(PROBLEM TO WORK ON): Pull every line containing "page" out of the material below.

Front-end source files
----

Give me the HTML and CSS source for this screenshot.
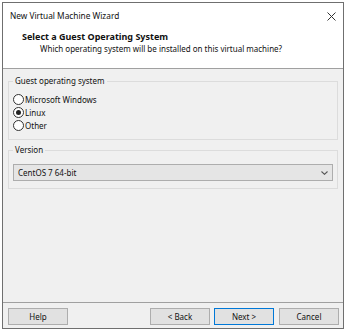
FILE: index.html
```html
<!DOCTYPE html>
<html>
<head>
<meta charset="utf-8">
<link rel="stylesheet" href="styles.css">
</head>
<body>
<div class="window">
  <div class="top">
    <div class="titlebar">
      <span class="title">New Virtual Machine Wizard</span>
      <svg class="close" width="9" height="9" viewBox="0 0 9 9"><path d="M0.5 0.5 L8.5 8.5 M8.5 0.5 L0.5 8.5" stroke="#333" stroke-width="1" fill="none"/></svg>
    </div>
    <div class="header">
      <div class="h-title">Select a Guest Operating System</div>
      <div class="h-sub">Which operating system will be installed on this virtual machine?</div>
    </div>
  </div>
  <div class="main">
    <fieldset class="group g1">
      <legend>Guest operating system</legend>
      <div class="radio"><span class="dot"></span><span>Microsoft Windows</span></div>
      <div class="radio"><span class="dot on"></span><span>Linux</span></div>
      <div class="radio"><span class="dot"></span><span>Other</span></div>
    </fieldset>
    <fieldset class="group g2">
      <legend>Version</legend>
      <div class="select">
        <span>CentOS 7 64-bit</span>
        <svg class="chev" width="7" height="4" viewBox="0 0 7 4"><path d="M0.5 0.5 L3.5 3.3 L6.5 0.5" stroke="#555" stroke-width="1.1" fill="none"/></svg>
      </div>
    </fieldset>
  </div>
  <div class="footer">
    <button class="btn">Help</button>
    <div class="spacer"></div>
    <button class="btn back">&lt; Back</button>
    <button class="btn primary">Next &gt;</button>
    <button class="btn">Cancel</button>
  </div>
</div>
</body>
</html>
```
FILE: styles.css
```css
html, body {
  margin: 0;
  padding: 0;
  background: #ffffff;
}
body {
  font-family: "Noto Sans", "Open Sans", sans-serif;
  font-size: 8px;
  color: #111;
}
.window {
  margin: 2px 0 0 2px;
  width: 340px;
  height: 325px;
  border: 1px solid #6f6f6f;
  background: #f0f0f0;
  display: flex;
  flex-direction: column;
}
.top {
  background: #ffffff;
  height: 65px;
  border-bottom: 1px solid #a0a0a0;
  box-sizing: content-box;
}
.titlebar {
  height: 25px;
  display: flex;
  align-items: center;
  padding: 0 7px 0 7px;
  justify-content: space-between;
}
.title {
  font-size: 8.3px;
}
.close {
  margin-top: 1px;
}
.header {
  padding: 3px 0 0 19px;
}
.h-title {
  font-weight: bold;
  font-size: 9px;
  line-height: 12px;
}
.h-sub {
  padding-left: 18px;
  line-height: 12px;
}
.main {
  flex: 1;
  padding: 4px 5px 0 5px;
  display: flex;
  flex-direction: column;
  gap: 2px;
}
.group {
  margin: 0;
  border: 1px solid #dcdcdc;
  padding: 0 4px 7px 4px;
  min-width: 0;
}
.group legend {
  padding: 0 2px;
  line-height: 16px;
}
.g1 {
  padding-top: 4px;
}
.radio {
  display: flex;
  align-items: center;
  height: 13px;
  gap: 1px;
}
.dot {
  width: 9px;
  height: 9px;
  border: 1px solid #333;
  border-radius: 50%;
  background: #fff;
  display: flex;
  align-items: center;
  justify-content: center;
}
.dot.on::after {
  content: "";
  width: 5px;
  height: 5px;
  border-radius: 50%;
  background: #222;
}
.g2 {
  padding-top: 6px;
  padding-bottom: 7px;
}
.select {
  height: 15px;
  border: 1px solid #adadad;
  background: #e5e5e5;
  display: flex;
  align-items: center;
  justify-content: space-between;
  padding: 0 4px 0 4px;
}
.footer {
  border-top: 1px solid #a0a0a0;
  display: flex;
  align-items: center;
  padding: 5px 4px 3px 5px;
  gap: 5px;
}
.spacer {
  flex: 1;
}
.btn {
  width: 60px;
  height: 17px;
  border: 1px solid #adadad;
  background: #e1e1e1;
  font-family: "Noto Sans", "Open Sans", sans-serif;
  font-size: 8px;
  color: #111;
  padding: 0;
  margin: 0;
}
.btn.back {
  margin-right: -1px;
}
.btn.primary {
  border-color: #0078d7;
}
```
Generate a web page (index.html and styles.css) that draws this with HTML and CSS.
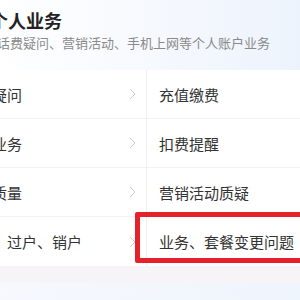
FILE: index.html
```html
<!DOCTYPE html>
<html lang="zh">
<head>
<meta charset="utf-8">
<link rel="stylesheet" href="styles.css">
</head>
<body>
<div class="viewport">
  <div class="sheet">
    <header class="head">
      <h1 class="title">个人业务</h1>
      <p class="sub">话费疑问、营销活动、手机上网等个人账户业务</p>
    </header>
    <div class="grid">
      <div class="cell left"><span>话费疑问</span><svg class="chev" width="7" height="12" viewBox="0 0 7 12"><polyline points="1,1 6,6 1,11" fill="none" stroke="#cccccc" stroke-width="1"/></svg></div>
      <div class="cell right"><span>充值缴费</span></div>
      <div class="cell left"><span>手机业务</span><svg class="chev" width="7" height="12" viewBox="0 0 7 12"><polyline points="1,1 6,6 1,11" fill="none" stroke="#cccccc" stroke-width="1"/></svg></div>
      <div class="cell right"><span>扣费提醒</span></div>
      <div class="cell left"><span>网络质量</span><svg class="chev" width="7" height="12" viewBox="0 0 7 12"><polyline points="1,1 6,6 1,11" fill="none" stroke="#cccccc" stroke-width="1"/></svg></div>
      <div class="cell right"><span>营销活动质疑</span></div>
      <div class="cell left"><span>入网、过户、销户</span><svg class="chev" width="7" height="12" viewBox="0 0 7 12"><polyline points="1,1 6,6 1,11" fill="none" stroke="#cccccc" stroke-width="1"/></svg></div>
      <div class="cell right"><span>业务、套餐变更问题</span></div>
    </div>
    <div class="strip"></div>
    <div class="foot"></div>
  </div>
  <div class="mark"></div>
</div>
</body>
</html>
```

FILE: styles.css
```css
html, body {
  margin: 0;
  padding: 0;
  background: #ffffff;
}
body {
  font-family: "Noto Sans CJK SC", "Noto Sans", sans-serif;
}
.viewport {
  position: relative;
  width: 300px;
  height: 300px;
  overflow: hidden;
}
.sheet {
  width: 400px;
  margin-left: -50px;
}
.head {
  height: 70px;
  box-sizing: border-box;
  padding-top: 9px;
  background: linear-gradient(to right, #ffffff 10%, #eaf1fc 100%);
}
.title {
  margin: 0 0 0 40px;
  font-size: 18px;
  line-height: 22px;
  font-weight: 700;
  color: #222222;
}
.sub {
  margin: 3px 0 0 47px;
  font-size: 13px;
  line-height: 18px;
  color: #8a8a8a;
}
.grid {
  display: grid;
  grid-template-columns: 197px 203px;
  background: #ffffff;
}
.cell {
  height: 49px;
  box-sizing: border-box;
  border-bottom: 1px solid #f2f2f2;
  display: flex;
  align-items: center;
  font-size: 15px;
  color: #333333;
}
.left {
  padding: 0 10px 0 12px;
  justify-content: space-between;
  border-right: 1px solid #f0f0f0;
}
.right {
  padding-left: 12px;
}
.grid .cell:nth-last-child(-n+2) {
  border-bottom: none;
}
.chev {
  display: block;
  flex: none;
}
.strip {
  height: 17px;
  background: #f6f4f7;
}
.foot {
  height: 40px;
  background: linear-gradient(to right, #f7f9fe, #eef4fc);
}
.mark {
  position: absolute;
  left: 135px;
  top: 212px;
  width: 200px;
  height: 51px;
  box-sizing: border-box;
  border: 5px solid #e62129;
  border-radius: 2px;
}
```
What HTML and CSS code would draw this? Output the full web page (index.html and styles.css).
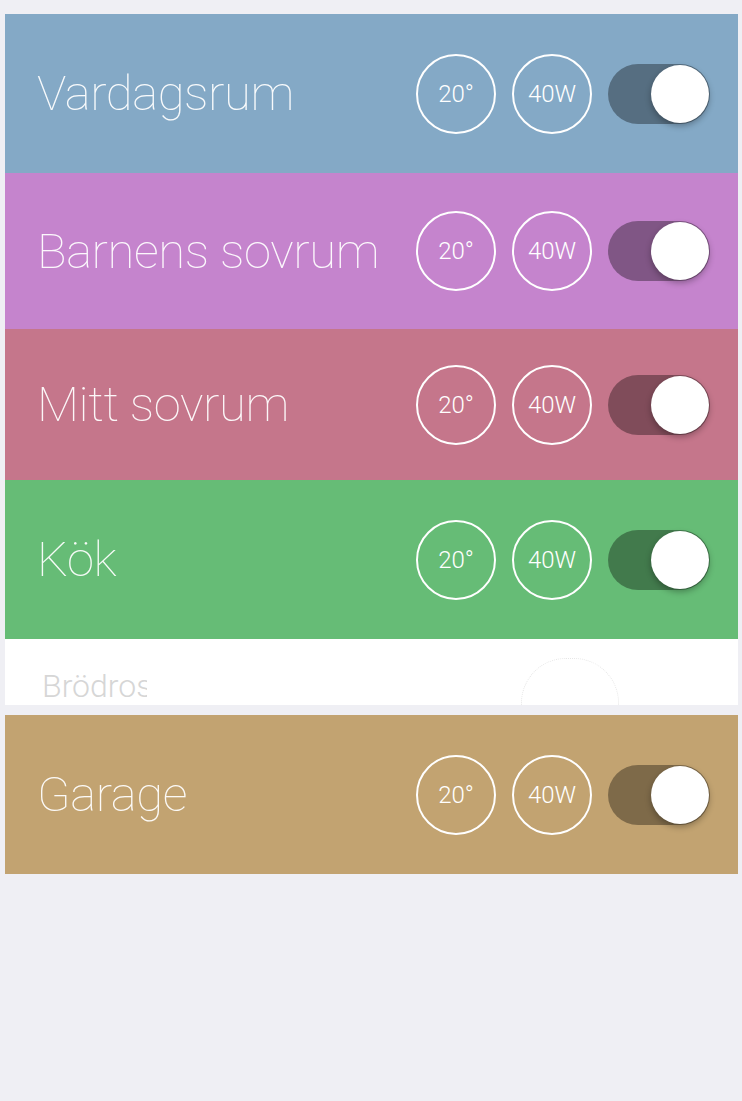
FILE: index.html
```html
<!DOCTYPE html>
<html lang="sv">
<head>
<meta charset="utf-8">
<link rel="stylesheet" href="styles.css">
</head>
<body>
<div class="list">
  <div class="row row-blue">
    <div class="title">Vardagsrum</div>
    <div class="badge">20°</div>
    <div class="badge">40W</div>
    <div class="toggle"><div class="knob"></div></div>
  </div>
  <div class="row row-purple">
    <div class="title">Barnens sovrum</div>
    <div class="badge">20°</div>
    <div class="badge">40W</div>
    <div class="toggle"><div class="knob"></div></div>
  </div>
  <div class="row row-red">
    <div class="title">Mitt sovrum</div>
    <div class="badge">20°</div>
    <div class="badge">40W</div>
    <div class="toggle"><div class="knob"></div></div>
  </div>
  <div class="row row-green">
    <div class="title">Kök</div>
    <div class="badge">20°</div>
    <div class="badge">40W</div>
    <div class="toggle"><div class="knob"></div></div>
  </div>
  <div class="ghost">
    <div class="ghost-title">Brödrost</div>
    <div class="ghost-ring"></div>
  </div>
  <div class="row row-tan">
    <div class="title">Garage</div>
    <div class="badge">20°</div>
    <div class="badge">40W</div>
    <div class="toggle"><div class="knob"></div></div>
  </div>
</div>
</body>
</html>
```
FILE: styles.css
```css
html, body {
  margin: 0;
  padding: 0;
  background: #efeff4;
  width: 742px;
  height: 1101px;
  overflow: hidden;
}
.list {
  padding-top: 14px;
  margin-left: 5px;
  width: 733px;
  display: flex;
  flex-direction: column;
}
.row {
  display: flex;
  align-items: center;
  padding-left: 32px;
  padding-right: 28px;
  box-sizing: border-box;
  height: 159px;
  font-family: Roboto, "Liberation Sans", sans-serif;
  color: rgba(255, 255, 255, 0.94);
}
.row-blue { background: #84a9c6; height: 159px; }
.row-purple { background: #c584cd; height: 156px; }
.row-red { background: #c5768b; height: 151px; }
.row-green { background: #66bc76; height: 159px; }
.row-tan { background: #c2a371; height: 159px; margin-top: 10px; }
.title {
  flex: 1;
  font-size: 49px;
  font-weight: 100;
  white-space: nowrap;
  letter-spacing: -0.4px;
}
.badge {
  width: 80px;
  height: 80px;
  box-sizing: border-box;
  border: 2px solid #fff;
  border-radius: 50%;
  display: flex;
  align-items: center;
  justify-content: center;
  font-size: 24px;
  font-weight: 300;
  color: #fff;
  margin-right: 16px;
}
.toggle {
  position: relative;
  width: 102px;
  height: 60px;
  border-radius: 30px;
  background: rgba(0, 0, 0, 0.35);
}
.knob {
  position: absolute;
  right: 1px;
  top: 1px;
  width: 58px;
  height: 58px;
  border-radius: 50%;
  background: #fff;
  box-shadow: 0 3px 6px rgba(0, 0, 0, 0.3);
}
.ghost {
  height: 66px;
  background: #fff;
  position: relative;
  overflow: hidden;
  font-family: Roboto, "Liberation Sans", sans-serif;
}
.ghost-title {
  position: absolute;
  left: 37px;
  top: 28px;
  width: 105px;
  overflow: hidden;
  white-space: nowrap;
  font-size: 32px;
  font-weight: 300;
  color: #d6d6d6;
}
.ghost-ring {
  position: absolute;
  left: 516px;
  top: 19px;
  width: 98px;
  height: 90px;
  border-radius: 45px;
  border: 1px dotted #e6e6e6;
  box-sizing: border-box;
}
```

----

(SOLUTION):
Generate a web page (index.html and styles.css) that draws this with HTML and CSS.
What HTML and CSS code would draw this? Output the full web page (index.html and styles.css).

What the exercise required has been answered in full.